Solo che siffatta traduzione di questa frase (Kaalo asmi loka kshaya kritpraviddho) è del tutto folle, inventata di sana pianta; è totalmente erronea sia nel significato letterale ed ancor più rispetto al contesto.
Nello sloka in oggetto (Bhagavad Gita 11,32) Krishna dice: “Io sono il tempo che fa deperire i mondi” (trad. a cura A.-M. Esnoul, ed. Adelphi), e identiche sono le traduzioni ad esempio di Shivananda (“Io sono il Tempo, potente distruttore del mondo”), di Sri Aurobindo (“Io sono il Tempo distruttore dei mondi”) o di Sri Radhakrishnan (“Io sono il tempo, colui che dà luogo alla distruzione del mondo”).
Krishna cioè in questo verso non dice per nulla che lui stesso per sua delirante volontà distrugge tutto, come vuol far intendere la traduzione di Oppenheimer — una cosa del genere la dice e la ripete YHWH nella Torah, forse Oppenheimer confuse i testi sacri? Bensì Krishna in questo passo dice letteralmente che essendo egli (anche) il tempo, il tempo stesso renderà ogni cosa polvere per effetto del suo mero trascorrere.

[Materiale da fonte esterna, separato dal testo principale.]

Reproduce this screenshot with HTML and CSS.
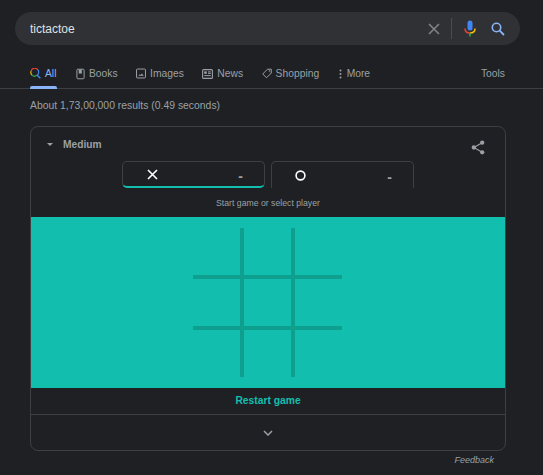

E il contesto in cui si colloca la frase, contesto che peraltro è il tema di fondo di tutta la Bhagavad Gita, è questo: il principe Arjuna era titubante nel dover uccidere in guerra suoi parenti usurpatori del regno, e tra le altre cose Krishna gli dice: (ucciderli è tuo dovere) tanto sono destinati a morire per il trascorrere del tempo (e fermo che a morire sarà solo il loro ego e non il loro atman, la particella eterna e divina).
Ora, è comprensibile il mix di delirio di onnipotenza e senso di colpa che attanagliava l’uomo Oppenheimer, ma il suo voler scaricare le proprie responsabilità falsificando il significato di scritture sacre e venerande è abominevole; e lo è ancora di più che un film holliwoodiano persista in questo madornale errore.
Anche se la soluzione più probabile è che né Oppenheimer né Nolan fossero in grado di capire la profondità di cosa credevano di leggere.